With the emergence of web-based lab notebooks, digital image “enhancement”, and the quick and easy (and possibly dirty) generation and dissemination of colossal amounts of data, it’s becoming increasingly clear that technology provides new challenges to maintaining scientific integrity. In an attempt to tame the beast while it still has its baby teeth, the US National Academy of Sciences released a report today that provided a framework for dealing with these challenges: “Ensuring the Integrity, Accessibility, and Stewardship of Research Data in the Digital Age”.
The NAS commissioned the report back in May 2006, when the editors of Nature, Cell, Science, and Nature Cell Biology wrote a letter to NAS president Ralph Cicerone regarding the recent rise in cases of data manipulation.
But that was merely “the straw that broke the camel’s back”, said Daniel Kleppner of MIT, who co-chaired the committee that produced the report. “It was one of the many problems that had been brought up about the challenges due to digital technology, and the way it’s changing the culture of the practice of science.”
On 21 July Kleppner and co-chair Phillip Sharp, also of MIT, held a briefing for their sponsors, including Nature. They focused on three core issues of research data — integrity, accessibility, and stewardship — but kept the recommendations general because practices vary so widely from field to field.
“Over the last several years the academy has dealt with the issue of culture change — how researchers view data, how central the data is to researchers, and what we’ve used historically to maintain integrity, access, and stewardship of data,” said Sharp. “Data integrity has to be integral to the field or it won’t exist.”
One of the key issues is peer review, which, though vital, is limited in its ability to deal with the massive amounts of data often produced in, for example, simulation experiments. The best way to deal with this is the wisdom of the crowd — i.e. correcting errors or fraud by collective scrutiny, ideally before others have tried to build upon them and mine them for meta-analyses.

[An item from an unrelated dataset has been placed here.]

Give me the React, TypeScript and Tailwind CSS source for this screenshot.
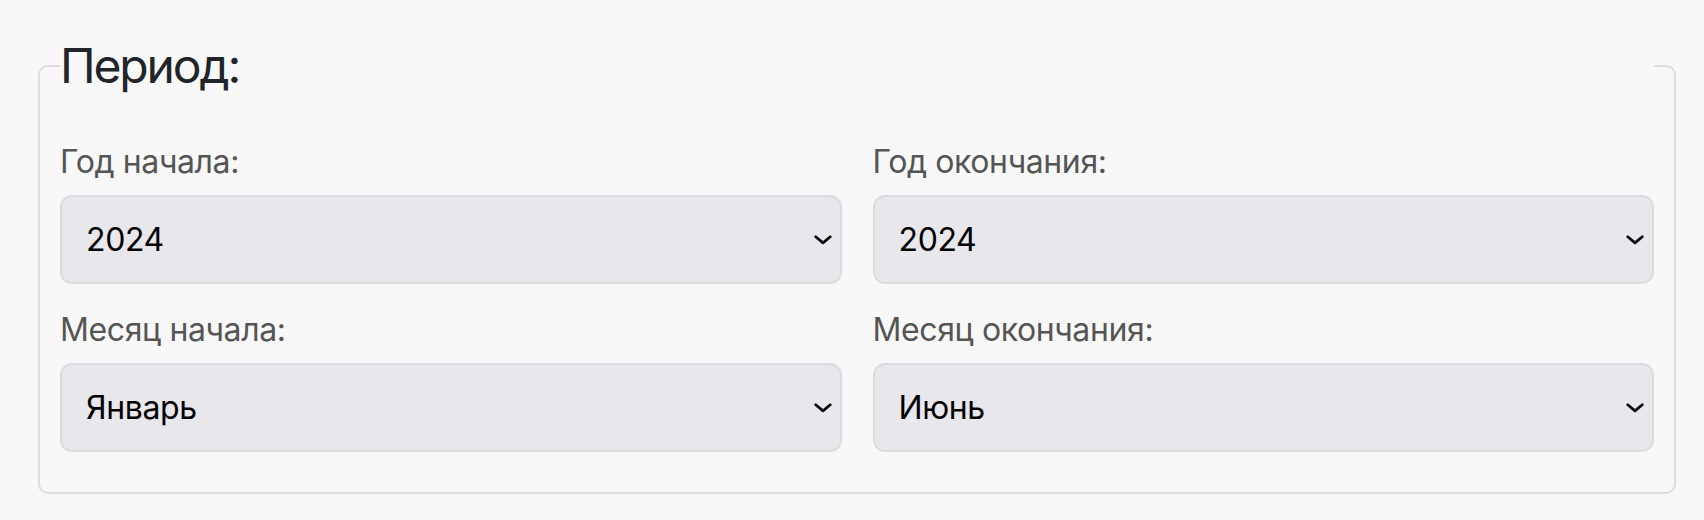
import React from "react";

const years = ["2022", "2023", "2024", "2025"];
const months = [
  "Январь",
  "Февраль",
  "Март",
  "Апрель",
  "Май",
  "Июнь",
  "Июль",
  "Август",
  "Сентябрь",
  "Октябрь",
  "Ноябрь",
  "Декабрь",
];

function Chevron() {
  return (
    <svg
      className="pointer-events-none absolute right-[10px] top-1/2 -translate-y-1/2"
      width="18"
      height="10"
      viewBox="0 0 18 10"
      fill="none"
    >
      <path
        d="M1.7 1.8 L9 7.9 L16.3 1.8"
        stroke="#0a0a0a"
        strokeWidth="2.8"
        strokeLinecap="round"
        strokeLinejoin="round"
      />
    </svg>
  );
}

function Field({
  label,
  value,
  options,
}: {
  label: string;
  value: string;
  options: string[];
}) {
  return (
    <div className="flex flex-col">
      <label className="mb-[9px] text-[32px] leading-[48px] tracking-[-0.012em] text-[#555555]">
        {label}
      </label>
      <div className="relative">
        <select
          defaultValue={value}
          className="block h-[89px] w-full appearance-none rounded-[12px] border-2 border-[#dcdce0] bg-[#e8e7ec] pl-[24px] pr-[48px] text-[32px] tracking-[-0.012em] text-black outline-none"
          style={{ fontFamily: "Inter, 'Noto Sans', sans-serif" }}
        >
          {options.map((o) => (
            <option key={o} value={o}>
              {o}
            </option>
          ))}
        </select>
        <Chevron />
      </div>
    </div>
  );
}

export default function App() {
  return (
    <div
      className="min-h-[520px] w-full bg-[#f8f8f8] pt-[37px]"
      style={{ fontFamily: "Inter, 'Noto Sans', sans-serif" }}
    >
      <fieldset className="ml-[38px] w-[1638px] rounded-[10px] border-2 border-[#dddddd] px-[20px] pb-[40px]">
        <legend className="w-full text-[48px] leading-[58px] tracking-[-0.045em] text-[#212529]">
          Период:
        </legend>
        <div className="mt-[43px] grid grid-cols-2 gap-x-[31px] gap-y-[22px]">
          <Field label="Год начала:" value="2024" options={years} />
          <Field label="Год окончания:" value="2024" options={years} />
          <Field label="Месяц начала:" value="Январь" options={months} />
          <Field label="Месяц окончания:" value="Июнь" options={months} />
        </div>
      </fieldset>
    </div>
  );
}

Accessibility, Kleppner maintains, is both inevitable and “seminal to the advance of science”, he says. “Research data, methods, and other information integral to understanding the data should be publicly reported and publicly accessible.”
But while accessibility is all well and good, it brings up at least one thorny issue: no one wants to make their data public before they’ve had a chance to review, validate, and, most importantly, publish.
Kleppner and Sharp also raised the issue of stewardship — preserving data for future purposes — and the pressing questions of who should decide which data to keep, how long it should be kept for, and, most importantly, how it should be stored.
Kleppner hopes the report sparks discussion in the scienfitic community, at the level of individual researchers, their institutions, sponsors, professional societies and scientific journals.
“We all know it’s happening,” he says. “But it’s very difficult to assimilate it all. Now there’s a new generation coming in, and this is the world they grew up in. We need to start this now.”